■ Data segment:
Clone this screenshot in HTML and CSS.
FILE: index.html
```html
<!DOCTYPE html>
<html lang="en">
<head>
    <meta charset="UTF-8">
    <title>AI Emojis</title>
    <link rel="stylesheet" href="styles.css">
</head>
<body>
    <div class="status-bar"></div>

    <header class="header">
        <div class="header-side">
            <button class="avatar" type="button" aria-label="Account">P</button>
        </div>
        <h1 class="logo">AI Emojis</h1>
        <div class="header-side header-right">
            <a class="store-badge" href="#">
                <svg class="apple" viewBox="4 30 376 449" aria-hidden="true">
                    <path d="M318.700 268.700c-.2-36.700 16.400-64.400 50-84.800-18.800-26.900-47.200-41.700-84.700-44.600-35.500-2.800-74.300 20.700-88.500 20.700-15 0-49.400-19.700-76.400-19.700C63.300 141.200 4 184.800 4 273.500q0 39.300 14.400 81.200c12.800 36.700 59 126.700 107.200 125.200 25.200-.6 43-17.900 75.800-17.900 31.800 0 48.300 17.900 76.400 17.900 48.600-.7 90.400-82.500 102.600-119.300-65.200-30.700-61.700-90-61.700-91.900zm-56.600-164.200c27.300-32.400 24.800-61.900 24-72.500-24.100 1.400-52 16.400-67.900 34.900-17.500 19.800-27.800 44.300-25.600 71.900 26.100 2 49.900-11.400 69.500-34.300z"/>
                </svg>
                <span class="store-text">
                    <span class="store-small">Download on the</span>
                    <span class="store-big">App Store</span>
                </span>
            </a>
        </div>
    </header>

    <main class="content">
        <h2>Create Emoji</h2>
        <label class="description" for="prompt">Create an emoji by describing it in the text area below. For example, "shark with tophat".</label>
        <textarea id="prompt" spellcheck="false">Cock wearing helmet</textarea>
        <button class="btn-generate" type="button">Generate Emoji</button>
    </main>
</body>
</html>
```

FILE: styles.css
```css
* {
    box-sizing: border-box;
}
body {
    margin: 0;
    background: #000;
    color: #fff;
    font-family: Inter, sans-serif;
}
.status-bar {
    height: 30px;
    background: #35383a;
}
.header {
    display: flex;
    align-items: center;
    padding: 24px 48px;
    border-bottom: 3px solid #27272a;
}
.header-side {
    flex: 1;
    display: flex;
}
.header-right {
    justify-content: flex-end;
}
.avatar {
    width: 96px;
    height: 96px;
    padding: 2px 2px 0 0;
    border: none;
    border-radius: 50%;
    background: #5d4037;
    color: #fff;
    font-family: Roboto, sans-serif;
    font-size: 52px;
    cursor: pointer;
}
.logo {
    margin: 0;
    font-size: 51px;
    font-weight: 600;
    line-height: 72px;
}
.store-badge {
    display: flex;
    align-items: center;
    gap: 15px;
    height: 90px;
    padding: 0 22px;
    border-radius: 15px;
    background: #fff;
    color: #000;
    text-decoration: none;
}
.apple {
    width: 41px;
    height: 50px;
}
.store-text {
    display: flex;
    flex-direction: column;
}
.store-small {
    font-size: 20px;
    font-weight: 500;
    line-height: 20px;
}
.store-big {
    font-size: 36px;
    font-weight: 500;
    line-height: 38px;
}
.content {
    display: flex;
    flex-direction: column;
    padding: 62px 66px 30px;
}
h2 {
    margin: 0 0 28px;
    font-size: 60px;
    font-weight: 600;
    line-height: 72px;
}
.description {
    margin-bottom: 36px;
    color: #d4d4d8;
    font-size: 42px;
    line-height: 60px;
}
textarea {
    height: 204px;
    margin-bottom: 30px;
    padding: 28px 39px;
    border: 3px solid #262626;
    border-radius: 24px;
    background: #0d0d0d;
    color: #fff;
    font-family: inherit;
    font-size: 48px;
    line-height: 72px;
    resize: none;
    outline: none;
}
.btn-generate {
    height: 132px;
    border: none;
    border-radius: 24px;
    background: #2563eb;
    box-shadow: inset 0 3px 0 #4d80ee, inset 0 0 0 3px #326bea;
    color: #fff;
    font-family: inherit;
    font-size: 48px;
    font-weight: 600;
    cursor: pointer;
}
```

■ The request: Print the listing above in its entirety, with every line exact.

■ Completed exercise:
Clone this screenshot in HTML and CSS.
FILE: index.html
```html
<!DOCTYPE html>
<html lang="en">
<head>
    <meta charset="UTF-8">
    <title>AI Emojis</title>
    <link rel="stylesheet" href="styles.css">
</head>
<body>
    <div class="status-bar"></div>

    <header class="header">
        <div class="header-side">
            <button class="avatar" type="button" aria-label="Account">P</button>
        </div>
        <h1 class="logo">AI Emojis</h1>
        <div class="header-side header-right">
            <a class="store-badge" href="#">
                <svg class="apple" viewBox="4 30 376 449" aria-hidden="true">
                    <path d="M318.700 268.700c-.2-36.700 16.400-64.400 50-84.800-18.800-26.900-47.200-41.700-84.700-44.600-35.500-2.800-74.300 20.700-88.500 20.700-15 0-49.400-19.700-76.400-19.700C63.300 141.200 4 184.800 4 273.500q0 39.300 14.400 81.200c12.800 36.700 59 126.700 107.200 125.200 25.200-.6 43-17.900 75.800-17.900 31.800 0 48.300 17.900 76.400 17.900 48.600-.7 90.400-82.500 102.600-119.300-65.200-30.700-61.700-90-61.700-91.900zm-56.600-164.200c27.300-32.400 24.800-61.900 24-72.500-24.100 1.400-52 16.400-67.900 34.900-17.500 19.800-27.800 44.300-25.600 71.900 26.100 2 49.900-11.400 69.500-34.300z"/>
                </svg>
                <span class="store-text">
                    <span class="store-small">Download on the</span>
                    <span class="store-big">App Store</span>
                </span>
            </a>
        </div>
    </header>

    <main class="content">
        <h2>Create Emoji</h2>
        <label class="description" for="prompt">Create an emoji by describing it in the text area below. For example, "shark with tophat".</label>
        <textarea id="prompt" spellcheck="false">Cock wearing helmet</textarea>
        <button class="btn-generate" type="button">Generate Emoji</button>
    </main>
</body>
</html>
```

FILE: styles.css
```css
* {
    box-sizing: border-box;
}
body {
    margin: 0;
    background: #000;
    color: #fff;
    font-family: Inter, sans-serif;
}
.status-bar {
    height: 30px;
    background: #35383a;
}
.header {
    display: flex;
    align-items: center;
    padding: 24px 48px;
    border-bottom: 3px solid #27272a;
}
.header-side {
    flex: 1;
    display: flex;
}
.header-right {
    justify-content: flex-end;
}
.avatar {
    width: 96px;
    height: 96px;
    padding: 2px 2px 0 0;
    border: none;
    border-radius: 50%;
    background: #5d4037;
    color: #fff;
    font-family: Roboto, sans-serif;
    font-size: 52px;
    cursor: pointer;
}
.logo {
    margin: 0;
    font-size: 51px;
    font-weight: 600;
    line-height: 72px;
}
.store-badge {
    display: flex;
    align-items: center;
    gap: 15px;
    height: 90px;
    padding: 0 22px;
    border-radius: 15px;
    background: #fff;
    color: #000;
    text-decoration: none;
}
.apple {
    width: 41px;
    height: 50px;
}
.store-text {
    display: flex;
    flex-direction: column;
}
.store-small {
    font-size: 20px;
    font-weight: 500;
    line-height: 20px;
}
.store-big {
    font-size: 36px;
    font-weight: 500;
    line-height: 38px;
}
.content {
    display: flex;
    flex-direction: column;
    padding: 62px 66px 30px;
}
h2 {
    margin: 0 0 28px;
    font-size: 60px;
    font-weight: 600;
    line-height: 72px;
}
.description {
    margin-bottom: 36px;
    color: #d4d4d8;
    font-size: 42px;
    line-height: 60px;
}
textarea {
    height: 204px;
    margin-bottom: 30px;
    padding: 28px 39px;
    border: 3px solid #262626;
    border-radius: 24px;
    background: #0d0d0d;
    color: #fff;
    font-family: inherit;
    font-size: 48px;
    line-height: 72px;
    resize: none;
    outline: none;
}
.btn-generate {
    height: 132px;
    border: none;
    border-radius: 24px;
    background: #2563eb;
    box-shadow: inset 0 3px 0 #4d80ee, inset 0 0 0 3px #326bea;
    color: #fff;
    font-family: inherit;
    font-size: 48px;
    font-weight: 600;
    cursor: pointer;
}
```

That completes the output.